One day, Clover spots Mollie at the boundary of Foxwood letting one of Mr. Pilkington's men stroke her nose. On a hunch, Clover searches Mollie's stall and finds sugar cubes. Mollie denies all of it, but three days later she disappears. Weeks after that, a pigeon spots Mollie pulling a man's cart, with ribbons in her hair. No one on Animal Farm ever mentions Mollie again.
Mollie, like the Russian middle-class, chooses comfortable slavery over less comfortable freedom, which makes all the other animals hate her. But later in this same chapter the other animals also choose comfortable slavery over less comfortable freedom.
The pigs plan for the next year throughout the winter. All the animals now accept that the pigs will decide all farm policy, subject only to a farm-wide majority vote.
Class differences continue to take hold. The animals allow the pigs to take nearly absolute power.
In the Sunday meetings, Snowball and Napoleon now argue about everything. The most intense point of disagreement between the two is Snowball's plan to build a windmill. He says the windmill will produce electric power to warm stalls and run electrical tools that will make everyone's life easier. Napoleon, though, argues that the farm should focus on more pressing needs like food production.
These disputes mirror Trotsky and Stalin's main disagreement: Trotsky favored modernizing the USSR while Stalin emphasized more immediate concerns. Note that the disagreements intensify only after the human threat is gone.
The animals take sides: some support Snowball's windmill, while others favor Napoleon and food production. Only Benjamin refuses to join sides, observing that no matter who wins, life will go on as it always has—badly.
Benjamin believes that in the relationship between individual and state, the individual always ends up oppressed.
Snowball finally finishes his plans for the windmill. The next Sunday the animals gather to vote. Snowball speaks passionately about the paradise the windmill will create, while Napoleon just says the windmill is nonsense. Snowball's eloquence prevails.
The rules of Animal Farm and Animalism state that if Snowball convinces the majority, he wins.
Just as Snowball finishes speaking, Napoleon makes an odd whimpering sound. Suddenly nine vicious dogs, the dogs Napoleon had reared from pups, bound into the barn. The dogs jump at Snowball, who runs. The dogs chase Snowball, who flees through a hole in a hedge that leads out of Animal Farm. Once Snowball is gone, the dogs surround Napoleon like a guard. Napoleon announces to the terrified and silent farm animals that the Sunday meetings are over. A special committee of pigs will now decide all Animal Farm policy and give weekly orders on Sunday morning when the animals gather to salute the flag and sing "Beasts of England."

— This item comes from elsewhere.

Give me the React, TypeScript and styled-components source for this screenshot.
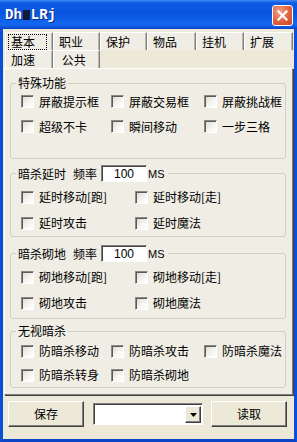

But Napoleon isn't playing by Animalist rules. By seizing power and denying the non-pigs' right to vote, Napoleon counters the fundamental idea of Animalism: animal equality. If the animals let Napoleon get away with this act, Animal Farm will no longer be Animalist and the animals' freedom will vanish. In the USSR, Stalin defeated Trotsky in a power struggle and exiled him.
Napoleon's announcement disturbs the animals, but few can muster any counterarguments. Four young pigs protest, but the dogs growl and silence the pigs. The sheep burst into an extended bleating repetition of "Four legs good, two legs bad."
Fear stops the animals from opposing Napoleon. Like Mollie, they choose comfort over freedom.
Later, Squealer comes around and explains that Napoleon took on the "burden" of leadership and eliminated voting only because he feared that the animals might make the wrong decisions. Squealer also says it was recently discovered that Snowball was a criminal. When the animals say Snowball fought bravely at the Battle of the Cowshed, Squealer says he thinks Snowball's actions at the battle may have been exaggerated. He adds that bravery is not nearly as important as discipline and obedience. Without those, Jones might return.
Squealer manipulates language in citing secret documents and using fear tactics to make it seem like Napoleon is defending freedom when really he's undermining it. Tricky language effectively misleads a poorly educated, frightened, and idealistic population.
None of the animals wants Jones back, and Boxer, after heavy thinking, says, "If Comrade Napoleon says it, it must be right."
Boxer thinks that because Animalism is good, Animal Farm must be good.
Three weeks later, Napoleon announces that they'll build the windmill after all. Squealer explains: Napoleon opposed the windmill just to get rid of Snowball, who was a bad influence on everyone. The animals accept this explanation, especially since Squealer has the attack dogs with him.
After exiling Trotsky, Stalin took many of his ideas. By making Napoleon appear always consistent, Squealers makes him seem all-powerful. Lies backed up by force are hard to resist.